Imaginei que ser professora seria um bom caminho, contudo minha pressa em obter resultados e minha pouca paciência com perguntas diriam o contrário. Engenheira, construir melhor para o mundo? Dirigir a sociedade? Cozinhar?
Então aos 17, tive com a morte um segundo flerte. Em um desses assaltos, muito comuns as capitais de terceiro mundo, enfeitado de armas de fogo e má atitude, com protagonistas de ambos os lados jovens demais.
Eu gritei. Eu juro. Mas as pessoas passavam por mim como se não me enxergassem. E pensar que no primário eu rezava todos os dias pra que isso acontecesse.

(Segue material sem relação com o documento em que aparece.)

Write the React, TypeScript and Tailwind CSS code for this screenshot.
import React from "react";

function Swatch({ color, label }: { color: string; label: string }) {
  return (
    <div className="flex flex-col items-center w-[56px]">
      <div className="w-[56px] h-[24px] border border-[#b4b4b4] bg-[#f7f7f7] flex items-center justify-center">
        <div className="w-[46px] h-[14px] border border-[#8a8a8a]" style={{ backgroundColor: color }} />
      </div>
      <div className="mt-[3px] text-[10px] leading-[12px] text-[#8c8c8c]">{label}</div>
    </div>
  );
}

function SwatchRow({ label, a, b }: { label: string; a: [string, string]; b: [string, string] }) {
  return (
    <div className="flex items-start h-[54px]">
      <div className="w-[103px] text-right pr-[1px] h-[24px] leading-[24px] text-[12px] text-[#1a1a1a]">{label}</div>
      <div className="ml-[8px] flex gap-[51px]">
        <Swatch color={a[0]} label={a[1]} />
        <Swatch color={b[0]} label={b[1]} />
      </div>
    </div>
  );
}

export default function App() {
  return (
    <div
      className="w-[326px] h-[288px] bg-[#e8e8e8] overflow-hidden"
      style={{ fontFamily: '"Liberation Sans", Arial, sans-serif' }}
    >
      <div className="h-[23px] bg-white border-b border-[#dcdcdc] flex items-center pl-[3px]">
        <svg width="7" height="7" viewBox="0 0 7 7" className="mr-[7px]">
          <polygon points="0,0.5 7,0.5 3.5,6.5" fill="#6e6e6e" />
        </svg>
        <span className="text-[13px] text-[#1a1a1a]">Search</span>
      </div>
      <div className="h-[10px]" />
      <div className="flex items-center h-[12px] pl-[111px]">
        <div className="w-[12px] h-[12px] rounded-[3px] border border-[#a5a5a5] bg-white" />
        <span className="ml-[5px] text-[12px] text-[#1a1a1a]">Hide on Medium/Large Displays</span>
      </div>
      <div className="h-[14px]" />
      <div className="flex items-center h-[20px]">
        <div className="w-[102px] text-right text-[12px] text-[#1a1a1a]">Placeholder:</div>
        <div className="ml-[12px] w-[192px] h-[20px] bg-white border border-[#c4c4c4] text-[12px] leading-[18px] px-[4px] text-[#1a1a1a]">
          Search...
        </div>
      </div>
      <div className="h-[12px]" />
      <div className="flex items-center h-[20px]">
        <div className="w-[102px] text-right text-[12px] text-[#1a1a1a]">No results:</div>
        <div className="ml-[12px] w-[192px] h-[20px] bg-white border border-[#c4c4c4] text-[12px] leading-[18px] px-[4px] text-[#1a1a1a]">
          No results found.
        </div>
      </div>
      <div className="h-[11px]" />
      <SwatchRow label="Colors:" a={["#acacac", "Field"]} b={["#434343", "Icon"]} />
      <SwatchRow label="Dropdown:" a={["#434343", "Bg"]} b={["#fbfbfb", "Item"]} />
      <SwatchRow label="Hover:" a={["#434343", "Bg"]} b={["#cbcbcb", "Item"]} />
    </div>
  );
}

Quando alguém parou, eu quase desmaiei de alívio. Porque o bandido desistiu do meu dinheiro, que dizer, só do meu dinheiro, e queria mais. Queria a minha dignidade e isso eu não poderia dar.
Acolhida entre paredes mal conservadas da delegacia, observando o transitar de todo o tipo de gente, eu decidi.

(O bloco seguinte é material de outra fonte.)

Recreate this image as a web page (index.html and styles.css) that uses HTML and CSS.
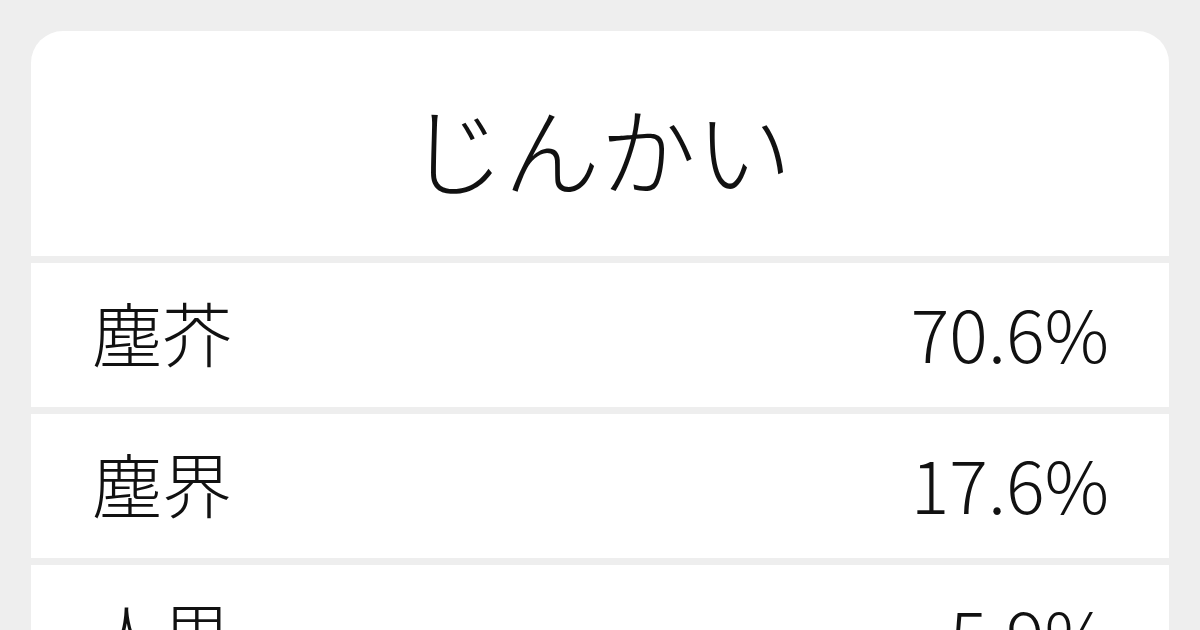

Decidi que motoristas não poderiam beber para bater em peruas escolares. Que velhos tinham direito a caminhas tranqüilas, que jovens poderiam passear sem medo. Que famílias tinham direito a dormir sem receios, que pais precisariam confiar apenas em seus filhos para que nada saísse errado quando estes pisassem fora de casa. Somos seres finitos, merecemos desfrutar nosso tempo. Em segurança.
Para dar significado as linhas da minha vida, escolhi servir e proteger. Eu sou um braço entre muitos. Pode minha vida acabar a serviço, mas não será esse um bom fim? Eu sou "apenas" um par de braços, mas acordo todos os dias pensando que minhas ações melhoram o mundo.
Melhoram o mundo a cada tarefa, a cada passo, de missão em missão, uma ação de cada vez.